I’m not going to say much about this one. Pip, Jaggers, Magwitch, Estella, Miss Havisham: you’ve seen the films and the TV adaptations. Do yourself a favour. Read the fucking book.

  1. Guns, Germs & Steel – Jared Diamond

Why did Europeans land in North America in the 15th century and proceed to colonise (and arguably conquer) instead of the other way around? Why did technology develop at its particular advanced rate in Europe while other parts of the world languished in a state of comparatively primitive development.

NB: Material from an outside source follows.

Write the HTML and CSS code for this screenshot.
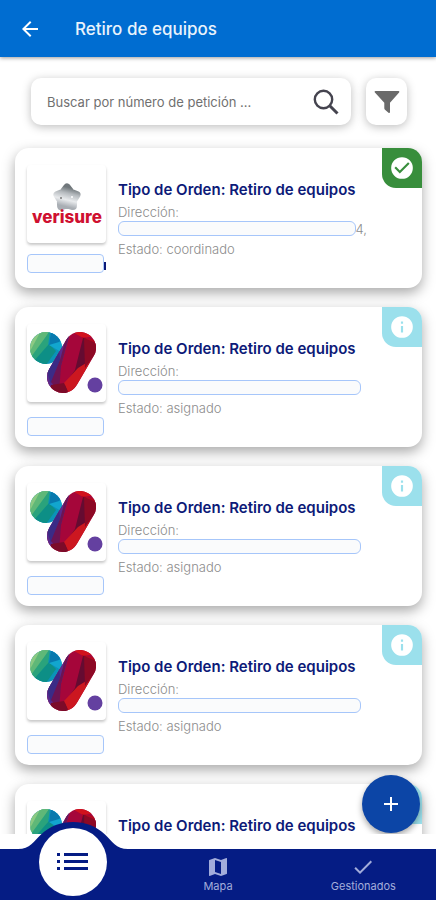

This is a prolonged and well-researched response to that question, and is both enlightening and provocative.

  1. The Child in Time – Ian McEwan

There are many McEwan books that could have been included. I was very tempted to consider Black Dogs, but it’s not long enough to be counted as a novel in many people’s books. This one is a more mature work, and weaves its plot themes of child loss, lost childhood, and rebirth and re-birth into an elegant tapestry. Despite his early reputation as dealing with gritty realism, one of the things he does particularly well is to characterise the lifestyles of the educated London elite.

  1. The Stuff of Thought – Stephen Pinker

Had to have some Pinker. His books deal with a surprising variety of subjects, while always leaving one with the suspicious that there is an over-arching theme. This one is about the nature of language and the links between linguistics and the way the brain works.